— Begin —
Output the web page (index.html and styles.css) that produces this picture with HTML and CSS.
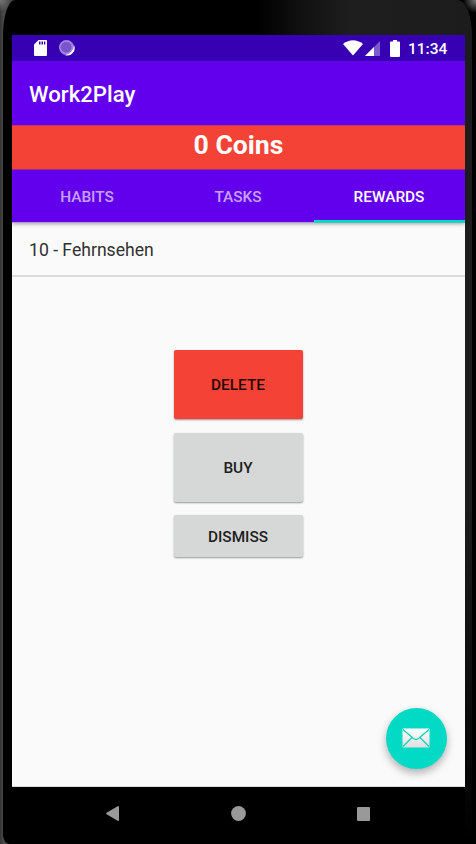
FILE: index.html
```html
<!DOCTYPE html>
<html lang="en">
<head>
<meta charset="utf-8">
<title>Work2Play</title>
<link rel="stylesheet" href="styles.css">
</head>
<body>
<div class="device">
  <div class="bezel">
    <main class="screen">
      <div class="status">
        <svg class="sd" width="13" height="16" viewBox="0 0 13 16"><path fill="#fff" fill-rule="evenodd" d="M4.500 0H12q1 0 1 1V15q0 1-1 1H1q-1 0-1-1V4.500ZM5 1.500V4.500H6.500V1.500ZM7.500 1.500V4.500H9V1.500ZM10 1.500V4.500H11.300V1.500Z"/></svg>
        <svg class="sync" width="16" height="16" viewBox="0 0 16 16"><circle cx="7.500" cy="7.500" r="7.500" fill="#9f84da"/><path d="M15 5A7.500 7.500 0 0 1 6 15.200Q14.500 13 15 5Z" fill="#fff"/><circle cx="7.200" cy="7.200" r="5.700" fill="#7a54cd" stroke="#b29ce2" stroke-width=".8" stroke-dasharray="1.500 1"/></svg>
        <svg class="wifi" width="20" height="16" viewBox="0 0 20 16"><path fill="#fff" d="M0 4Q10-3.500 20 4L10 15.500Z"/></svg>
        <svg class="signal" width="15" height="15" viewBox="0 0 15 15"><path fill="#fff" fill-opacity=".35" d="M15 0V15H0Z"/><path fill="#fff" d="M9 6V15H0Z"/></svg>
        <svg class="battery" width="10" height="17" viewBox="0 0 10 17"><path fill="#fff" d="M3 0H7V1.500H9Q10 1.500 10 2.500V16Q10 17 9 17H1Q0 17 0 16V2.500Q0 1.500 1 1.500H3Z"/></svg>
        <span class="time">11:34</span>
      </div>
      <header class="appbar">Work2Play</header>
      <div class="coins">0 Coins</div>
      <nav class="tabs">
        <span class="tab">HABITS</span>
        <span class="tab">TASKS</span>
        <span class="tab active">REWARDS</span>
      </nav>
      <div class="item">10 - Fehrnsehen</div>
      <div class="actions">
        <button class="btn delete">DELETE</button>
        <button class="btn">BUY</button>
        <button class="btn dismiss">DISMISS</button>
      </div>
      <button class="fab" aria-label="Message">
        <svg width="28" height="20" viewBox="0 0 28 20"><defs><linearGradient id="paper" x2="0" y2="1"><stop stop-color="#fff"/><stop offset="1" stop-color="#dedede"/></linearGradient></defs><rect x=".5" y=".5" width="27" height="19" rx="1" fill="url(#paper)"/><path d="M1 1.500L11.500 10.500Q14 12.500 16.500 10.500L27 1.500M1 18.500L10 9.500M27 18.500L18 9.500" fill="none" stroke="#20cdbb" stroke-width="1.300"/></svg>
      </button>
    </main>
    <footer class="nav">
      <svg width="13" height="15" viewBox="0 0 13 15"><path fill="#999" d="M12 0Q13 0 13 1V14Q13 15 12 15L.6 8.200Q-.3 7.500.6 6.800Z"/></svg>
      <svg width="15" height="15" viewBox="0 0 15 15"><circle cx="7.500" cy="7.500" r="7.400" fill="#999"/></svg>
      <svg width="13" height="14" viewBox="0 0 13 14"><rect width="13" height="14" rx="1" fill="#999"/></svg>
    </footer>
  </div>
</div>
</body>
</html>
```
FILE: styles.css
```css
* { box-sizing: border-box; }
body { margin: 0; background: #000; font-family: Roboto, sans-serif; overflow: hidden; }
.device {
  height: 844px; padding-left: 3px;
  background:
    radial-gradient(circle at 100% 0, #777, #000 13px) right top / 20px 20px no-repeat,
    radial-gradient(circle at 0 0, #777, transparent 12px),
    linear-gradient(90deg, #333, #484848 3px, #383838 20px, #000 40px);
}
.bezel {
  height: 844px; width: 469px; padding: 35px 7px 0 9px;
  border-radius: 12px 14px 4px 6px / 36px 36px 8px 10px;
  background:
    linear-gradient(180deg, transparent 60%, #000 100%),
    linear-gradient(90deg, #000 0 54%, #111 64%, #1e1e1e 74%, #1c1c1c 100%);
}
.screen { position: relative; height: 752px; background: #fafafa; border-bottom: 1px solid #d8d8d8; }
.status { height: 26px; background: #3700b3; display: flex; align-items: center; padding: 0 18px 0 22px; }
.sync { margin-left: 12px; }
.wifi { margin-left: auto; }
.signal { margin: 1px 0 0 2px; }
.battery { margin-left: 10px; }
.time { width: 39px; margin-left: 8px; padding-top: 2px; color: #fff; font-size: 15.500px; font-weight: 500; line-height: 24px; white-space: nowrap; }
.appbar { height: 64px; background: #6200ee; color: #fff; font-size: 22.200px; font-weight: 500; line-height: 67px; padding-left: 17px; }
.coins { height: 45px; border-top: 1px solid #c83262; border-bottom: 1px solid #a62b8d; background: #f44336; color: #fff; font-size: 26.600px; font-weight: 700; line-height: 37px; text-align: center; }
.tabs { position: relative; height: 52px; display: grid; grid-template: 52px / repeat(3, 1fr); background: #6200ee; box-shadow: 0 1px #b39bdc, 0 2px 4px rgba(0,0,0,.35); }
.tab { padding-right: 1px; color: rgba(255,255,255,.65); font-size: 15.400px; font-weight: 500; line-height: 54px; text-align: center; }
.tab.active { color: #fff; box-shadow: inset 0 -2px #03dac5, 0 1px #35c9b9; }
.item { height: 55px; border-bottom: 2px solid #dcdcdc; padding-left: 17px; color: #303030; font-size: 17.600px; line-height: 57px; }
.actions { display: flex; flex-direction: column; align-items: center; gap: 14px; padding-top: 73px; }
.btn { width: 129px; height: 69px; padding: 1px 1px 0 0; border: 0; border-radius: 2px; background: #d6d8d7; box-shadow: 0 1px 2px rgba(0,0,0,.4); color: #202020; font: 500 15.400px Roboto, sans-serif; }
.btn.delete { background: #f44336; color: #260805; }
.btn.dismiss { height: 42px; margin-top: -1px; }
.fab { position: absolute; right: 18px; bottom: 17px; width: 61.500px; height: 61.500px; padding: 0; border: 0; border-radius: 50%; display: grid; place-items: center; background: #03dac5; box-shadow: 0 4px 8px rgba(0,0,0,.3); }
.nav { height: 53px; background: #000; display: flex; align-items: center; justify-content: space-between; padding: 0 95px 0 94px; }
```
— End —
_What to work on_.
Transcribe the preceding listing in its entirety and with exact wording, leaving out pictures.

_Solution for this problem_.
Output the web page (index.html and styles.css) that produces this picture with HTML and CSS.
FILE: index.html
```html
<!DOCTYPE html>
<html lang="en">
<head>
<meta charset="utf-8">
<title>Work2Play</title>
<link rel="stylesheet" href="styles.css">
</head>
<body>
<div class="device">
  <div class="bezel">
    <main class="screen">
      <div class="status">
        <svg class="sd" width="13" height="16" viewBox="0 0 13 16"><path fill="#fff" fill-rule="evenodd" d="M4.500 0H12q1 0 1 1V15q0 1-1 1H1q-1 0-1-1V4.500ZM5 1.500V4.500H6.500V1.500ZM7.500 1.500V4.500H9V1.500ZM10 1.500V4.500H11.300V1.500Z"/></svg>
        <svg class="sync" width="16" height="16" viewBox="0 0 16 16"><circle cx="7.500" cy="7.500" r="7.500" fill="#9f84da"/><path d="M15 5A7.500 7.500 0 0 1 6 15.200Q14.500 13 15 5Z" fill="#fff"/><circle cx="7.200" cy="7.200" r="5.700" fill="#7a54cd" stroke="#b29ce2" stroke-width=".8" stroke-dasharray="1.500 1"/></svg>
        <svg class="wifi" width="20" height="16" viewBox="0 0 20 16"><path fill="#fff" d="M0 4Q10-3.500 20 4L10 15.500Z"/></svg>
        <svg class="signal" width="15" height="15" viewBox="0 0 15 15"><path fill="#fff" fill-opacity=".35" d="M15 0V15H0Z"/><path fill="#fff" d="M9 6V15H0Z"/></svg>
        <svg class="battery" width="10" height="17" viewBox="0 0 10 17"><path fill="#fff" d="M3 0H7V1.500H9Q10 1.500 10 2.500V16Q10 17 9 17H1Q0 17 0 16V2.500Q0 1.500 1 1.500H3Z"/></svg>
        <span class="time">11:34</span>
      </div>
      <header class="appbar">Work2Play</header>
      <div class="coins">0 Coins</div>
      <nav class="tabs">
        <span class="tab">HABITS</span>
        <span class="tab">TASKS</span>
        <span class="tab active">REWARDS</span>
      </nav>
      <div class="item">10 - Fehrnsehen</div>
      <div class="actions">
        <button class="btn delete">DELETE</button>
        <button class="btn">BUY</button>
        <button class="btn dismiss">DISMISS</button>
      </div>
      <button class="fab" aria-label="Message">
        <svg width="28" height="20" viewBox="0 0 28 20"><defs><linearGradient id="paper" x2="0" y2="1"><stop stop-color="#fff"/><stop offset="1" stop-color="#dedede"/></linearGradient></defs><rect x=".5" y=".5" width="27" height="19" rx="1" fill="url(#paper)"/><path d="M1 1.500L11.500 10.500Q14 12.500 16.500 10.500L27 1.500M1 18.500L10 9.500M27 18.500L18 9.500" fill="none" stroke="#20cdbb" stroke-width="1.300"/></svg>
      </button>
    </main>
    <footer class="nav">
      <svg width="13" height="15" viewBox="0 0 13 15"><path fill="#999" d="M12 0Q13 0 13 1V14Q13 15 12 15L.6 8.200Q-.3 7.500.6 6.800Z"/></svg>
      <svg width="15" height="15" viewBox="0 0 15 15"><circle cx="7.500" cy="7.500" r="7.400" fill="#999"/></svg>
      <svg width="13" height="14" viewBox="0 0 13 14"><rect width="13" height="14" rx="1" fill="#999"/></svg>
    </footer>
  </div>
</div>
</body>
</html>
```
FILE: styles.css
```css
* { box-sizing: border-box; }
body { margin: 0; background: #000; font-family: Roboto, sans-serif; overflow: hidden; }
.device {
  height: 844px; padding-left: 3px;
  background:
    radial-gradient(circle at 100% 0, #777, #000 13px) right top / 20px 20px no-repeat,
    radial-gradient(circle at 0 0, #777, transparent 12px),
    linear-gradient(90deg, #333, #484848 3px, #383838 20px, #000 40px);
}
.bezel {
  height: 844px; width: 469px; padding: 35px 7px 0 9px;
  border-radius: 12px 14px 4px 6px / 36px 36px 8px 10px;
  background:
    linear-gradient(180deg, transparent 60%, #000 100%),
    linear-gradient(90deg, #000 0 54%, #111 64%, #1e1e1e 74%, #1c1c1c 100%);
}
.screen { position: relative; height: 752px; background: #fafafa; border-bottom: 1px solid #d8d8d8; }
.status { height: 26px; background: #3700b3; display: flex; align-items: center; padding: 0 18px 0 22px; }
.sync { margin-left: 12px; }
.wifi { margin-left: auto; }
.signal { margin: 1px 0 0 2px; }
.battery { margin-left: 10px; }
.time { width: 39px; margin-left: 8px; padding-top: 2px; color: #fff; font-size: 15.500px; font-weight: 500; line-height: 24px; white-space: nowrap; }
.appbar { height: 64px; background: #6200ee; color: #fff; font-size: 22.200px; font-weight: 500; line-height: 67px; padding-left: 17px; }
.coins { height: 45px; border-top: 1px solid #c83262; border-bottom: 1px solid #a62b8d; background: #f44336; color: #fff; font-size: 26.600px; font-weight: 700; line-height: 37px; text-align: center; }
.tabs { position: relative; height: 52px; display: grid; grid-template: 52px / repeat(3, 1fr); background: #6200ee; box-shadow: 0 1px #b39bdc, 0 2px 4px rgba(0,0,0,.35); }
.tab { padding-right: 1px; color: rgba(255,255,255,.65); font-size: 15.400px; font-weight: 500; line-height: 54px; text-align: center; }
.tab.active { color: #fff; box-shadow: inset 0 -2px #03dac5, 0 1px #35c9b9; }
.item { height: 55px; border-bottom: 2px solid #dcdcdc; padding-left: 17px; color: #303030; font-size: 17.600px; line-height: 57px; }
.actions { display: flex; flex-direction: column; align-items: center; gap: 14px; padding-top: 73px; }
.btn { width: 129px; height: 69px; padding: 1px 1px 0 0; border: 0; border-radius: 2px; background: #d6d8d7; box-shadow: 0 1px 2px rgba(0,0,0,.4); color: #202020; font: 500 15.400px Roboto, sans-serif; }
.btn.delete { background: #f44336; color: #260805; }
.btn.dismiss { height: 42px; margin-top: -1px; }
.fab { position: absolute; right: 18px; bottom: 17px; width: 61.500px; height: 61.500px; padding: 0; border: 0; border-radius: 50%; display: grid; place-items: center; background: #03dac5; box-shadow: 0 4px 8px rgba(0,0,0,.3); }
.nav { height: 53px; background: #000; display: flex; align-items: center; justify-content: space-between; padding: 0 95px 0 94px; }
```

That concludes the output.